TASK DIRECTIONS: Retype the data exactly, from its first line to the line containing "const [active, setActive]", including both, and skip any picture.

[START DATASET ENTRIES]

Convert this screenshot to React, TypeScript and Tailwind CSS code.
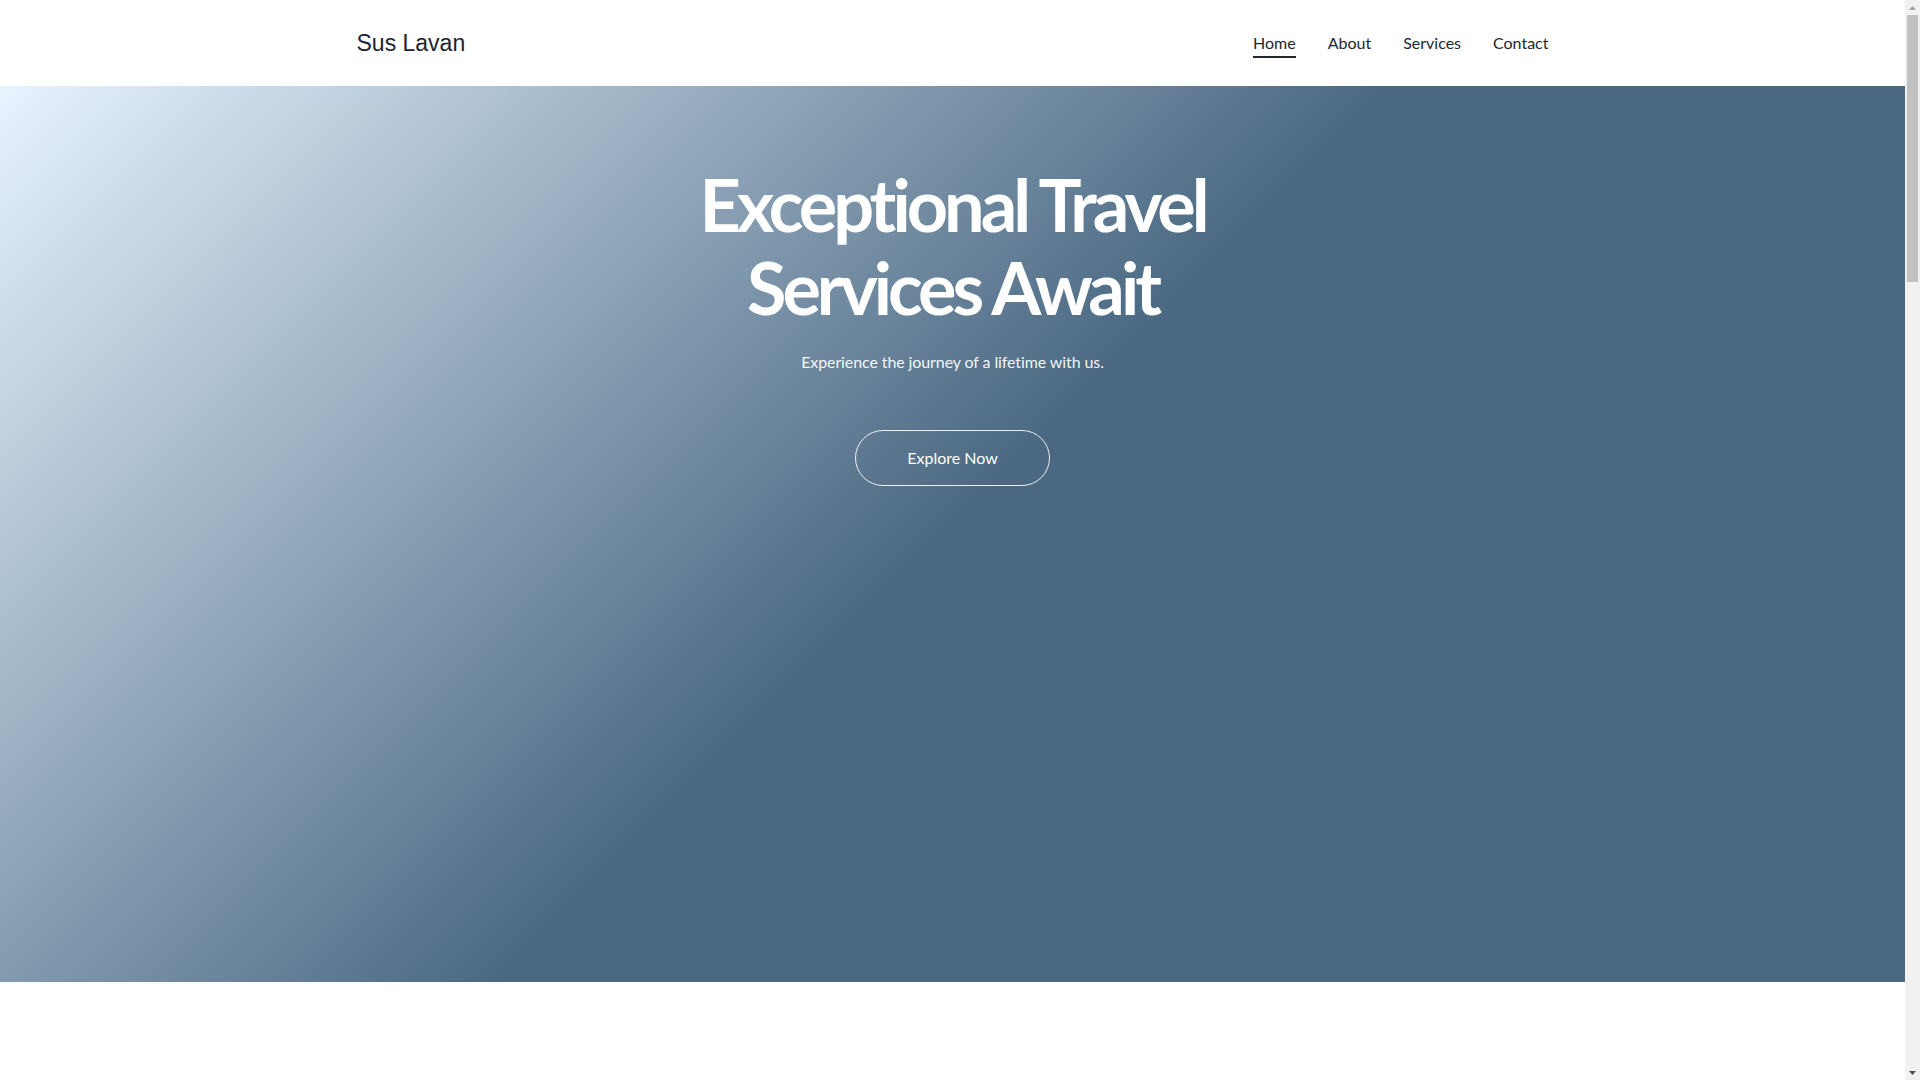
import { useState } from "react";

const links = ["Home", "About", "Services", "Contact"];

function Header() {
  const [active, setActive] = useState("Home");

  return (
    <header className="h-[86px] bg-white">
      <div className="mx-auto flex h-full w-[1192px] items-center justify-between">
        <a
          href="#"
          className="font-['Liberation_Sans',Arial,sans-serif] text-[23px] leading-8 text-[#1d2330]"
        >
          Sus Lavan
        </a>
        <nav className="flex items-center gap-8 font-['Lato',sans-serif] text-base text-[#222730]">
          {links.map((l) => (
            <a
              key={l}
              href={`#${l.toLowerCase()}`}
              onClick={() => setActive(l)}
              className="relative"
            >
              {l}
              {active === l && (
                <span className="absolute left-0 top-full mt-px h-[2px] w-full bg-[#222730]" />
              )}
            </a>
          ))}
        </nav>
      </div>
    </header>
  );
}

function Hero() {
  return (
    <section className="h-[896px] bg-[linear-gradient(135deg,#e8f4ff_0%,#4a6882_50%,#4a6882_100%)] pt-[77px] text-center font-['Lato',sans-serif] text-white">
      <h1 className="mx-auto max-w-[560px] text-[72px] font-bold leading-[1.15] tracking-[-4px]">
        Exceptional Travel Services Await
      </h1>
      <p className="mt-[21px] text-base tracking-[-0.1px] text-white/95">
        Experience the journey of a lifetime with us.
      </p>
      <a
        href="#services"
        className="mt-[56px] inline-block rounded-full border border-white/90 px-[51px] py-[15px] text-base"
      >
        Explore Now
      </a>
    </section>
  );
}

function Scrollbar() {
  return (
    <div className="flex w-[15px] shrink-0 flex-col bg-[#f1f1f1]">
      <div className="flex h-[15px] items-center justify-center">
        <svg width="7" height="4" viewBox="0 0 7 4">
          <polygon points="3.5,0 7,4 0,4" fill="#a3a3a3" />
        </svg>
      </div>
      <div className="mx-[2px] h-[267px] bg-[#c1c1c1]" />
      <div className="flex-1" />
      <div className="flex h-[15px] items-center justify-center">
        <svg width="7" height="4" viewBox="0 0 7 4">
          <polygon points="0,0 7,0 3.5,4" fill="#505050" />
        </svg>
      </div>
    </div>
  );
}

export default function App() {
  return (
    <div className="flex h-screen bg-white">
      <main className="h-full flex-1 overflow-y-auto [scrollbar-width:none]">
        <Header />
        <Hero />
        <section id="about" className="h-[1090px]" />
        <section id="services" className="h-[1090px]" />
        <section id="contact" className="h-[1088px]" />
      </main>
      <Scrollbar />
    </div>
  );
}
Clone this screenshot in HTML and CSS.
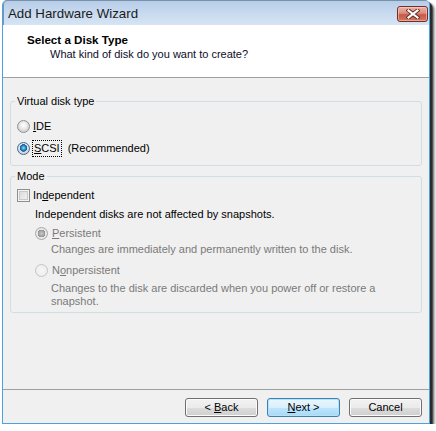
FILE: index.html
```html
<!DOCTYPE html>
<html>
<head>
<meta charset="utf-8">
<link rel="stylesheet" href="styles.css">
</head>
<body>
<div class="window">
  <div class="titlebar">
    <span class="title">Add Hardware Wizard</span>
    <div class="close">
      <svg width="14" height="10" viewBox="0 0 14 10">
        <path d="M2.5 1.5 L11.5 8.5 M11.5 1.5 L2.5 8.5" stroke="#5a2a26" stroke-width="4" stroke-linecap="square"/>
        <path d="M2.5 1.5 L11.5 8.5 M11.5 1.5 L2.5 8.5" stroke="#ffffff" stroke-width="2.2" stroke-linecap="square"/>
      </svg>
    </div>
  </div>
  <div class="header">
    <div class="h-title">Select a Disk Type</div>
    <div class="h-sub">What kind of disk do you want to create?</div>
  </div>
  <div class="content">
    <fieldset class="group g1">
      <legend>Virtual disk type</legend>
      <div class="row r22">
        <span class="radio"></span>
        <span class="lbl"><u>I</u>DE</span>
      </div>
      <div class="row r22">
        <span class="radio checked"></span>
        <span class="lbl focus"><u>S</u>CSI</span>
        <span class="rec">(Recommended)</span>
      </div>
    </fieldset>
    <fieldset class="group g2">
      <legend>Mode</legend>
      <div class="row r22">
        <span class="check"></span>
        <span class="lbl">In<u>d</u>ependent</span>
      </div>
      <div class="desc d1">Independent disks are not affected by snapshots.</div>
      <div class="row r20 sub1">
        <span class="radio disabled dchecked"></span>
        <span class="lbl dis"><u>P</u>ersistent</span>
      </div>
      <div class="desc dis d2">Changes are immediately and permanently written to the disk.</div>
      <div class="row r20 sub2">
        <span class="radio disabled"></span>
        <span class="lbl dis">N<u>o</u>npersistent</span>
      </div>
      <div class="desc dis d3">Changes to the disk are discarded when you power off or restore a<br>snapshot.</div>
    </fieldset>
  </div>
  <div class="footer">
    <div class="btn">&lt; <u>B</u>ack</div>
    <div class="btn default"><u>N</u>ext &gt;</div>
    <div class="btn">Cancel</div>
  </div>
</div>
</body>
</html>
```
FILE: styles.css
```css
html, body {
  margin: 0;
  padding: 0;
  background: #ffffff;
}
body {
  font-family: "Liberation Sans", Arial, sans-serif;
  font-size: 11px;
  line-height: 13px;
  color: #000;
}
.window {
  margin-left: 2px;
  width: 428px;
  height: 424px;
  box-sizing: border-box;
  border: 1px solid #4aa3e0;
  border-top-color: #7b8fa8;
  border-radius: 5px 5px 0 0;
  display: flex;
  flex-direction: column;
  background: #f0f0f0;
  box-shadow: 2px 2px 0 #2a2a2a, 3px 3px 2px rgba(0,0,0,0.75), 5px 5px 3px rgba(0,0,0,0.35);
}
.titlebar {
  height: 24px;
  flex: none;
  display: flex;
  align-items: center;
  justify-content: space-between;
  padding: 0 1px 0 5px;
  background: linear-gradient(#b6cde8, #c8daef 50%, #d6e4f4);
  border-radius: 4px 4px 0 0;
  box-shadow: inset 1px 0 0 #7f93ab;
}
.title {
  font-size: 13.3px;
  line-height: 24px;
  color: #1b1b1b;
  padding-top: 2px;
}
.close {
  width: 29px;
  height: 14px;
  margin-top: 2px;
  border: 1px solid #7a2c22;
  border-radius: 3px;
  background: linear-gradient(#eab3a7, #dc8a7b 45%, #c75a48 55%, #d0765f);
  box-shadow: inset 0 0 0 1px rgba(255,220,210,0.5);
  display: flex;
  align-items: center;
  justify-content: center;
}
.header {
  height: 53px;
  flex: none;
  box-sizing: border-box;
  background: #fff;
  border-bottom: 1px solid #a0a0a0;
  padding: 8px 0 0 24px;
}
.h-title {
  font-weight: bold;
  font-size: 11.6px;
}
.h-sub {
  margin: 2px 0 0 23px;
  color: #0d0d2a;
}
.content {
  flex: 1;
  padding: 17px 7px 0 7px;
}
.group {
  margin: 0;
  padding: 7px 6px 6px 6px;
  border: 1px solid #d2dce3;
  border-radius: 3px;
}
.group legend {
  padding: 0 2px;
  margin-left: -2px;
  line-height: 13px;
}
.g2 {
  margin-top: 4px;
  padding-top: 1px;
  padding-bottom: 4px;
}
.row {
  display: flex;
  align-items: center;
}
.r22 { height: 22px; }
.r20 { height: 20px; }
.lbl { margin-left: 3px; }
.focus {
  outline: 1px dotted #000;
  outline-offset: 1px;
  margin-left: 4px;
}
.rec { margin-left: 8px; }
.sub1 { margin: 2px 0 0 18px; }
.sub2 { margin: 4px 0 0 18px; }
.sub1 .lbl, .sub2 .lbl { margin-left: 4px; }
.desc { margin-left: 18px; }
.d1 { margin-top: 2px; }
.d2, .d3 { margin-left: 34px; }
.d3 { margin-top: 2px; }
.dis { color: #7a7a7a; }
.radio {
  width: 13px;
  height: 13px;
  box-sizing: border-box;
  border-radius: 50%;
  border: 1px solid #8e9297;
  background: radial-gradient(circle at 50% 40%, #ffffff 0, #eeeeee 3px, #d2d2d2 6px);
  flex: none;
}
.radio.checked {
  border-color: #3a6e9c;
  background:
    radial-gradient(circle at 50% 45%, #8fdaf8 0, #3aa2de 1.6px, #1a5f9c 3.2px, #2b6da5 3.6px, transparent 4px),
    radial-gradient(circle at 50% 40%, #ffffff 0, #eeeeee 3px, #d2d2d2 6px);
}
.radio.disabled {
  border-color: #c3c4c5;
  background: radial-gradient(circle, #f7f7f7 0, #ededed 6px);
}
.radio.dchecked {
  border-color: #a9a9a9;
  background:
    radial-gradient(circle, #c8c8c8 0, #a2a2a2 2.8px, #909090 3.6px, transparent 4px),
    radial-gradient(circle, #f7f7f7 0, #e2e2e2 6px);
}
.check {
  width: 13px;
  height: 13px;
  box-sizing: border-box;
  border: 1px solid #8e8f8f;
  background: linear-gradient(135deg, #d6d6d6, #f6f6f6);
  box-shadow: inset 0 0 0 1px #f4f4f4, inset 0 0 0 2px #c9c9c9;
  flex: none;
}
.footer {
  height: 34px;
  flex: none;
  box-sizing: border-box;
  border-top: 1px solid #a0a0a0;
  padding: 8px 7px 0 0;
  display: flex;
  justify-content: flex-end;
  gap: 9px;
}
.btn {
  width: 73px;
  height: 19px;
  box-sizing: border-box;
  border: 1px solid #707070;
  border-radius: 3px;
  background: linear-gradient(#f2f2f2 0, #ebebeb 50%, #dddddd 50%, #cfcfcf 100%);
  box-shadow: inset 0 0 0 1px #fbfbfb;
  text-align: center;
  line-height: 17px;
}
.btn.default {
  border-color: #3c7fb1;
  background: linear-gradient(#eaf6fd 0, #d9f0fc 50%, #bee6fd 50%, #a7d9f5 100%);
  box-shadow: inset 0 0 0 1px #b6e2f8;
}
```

[END DATASET ENTRIES]

ANSWER BELOW:
Convert this screenshot to React, TypeScript and Tailwind CSS code.
import { useState } from "react";

const links = ["Home", "About", "Services", "Contact"];

function Header() {
  const [active, setActive] = useState("Home");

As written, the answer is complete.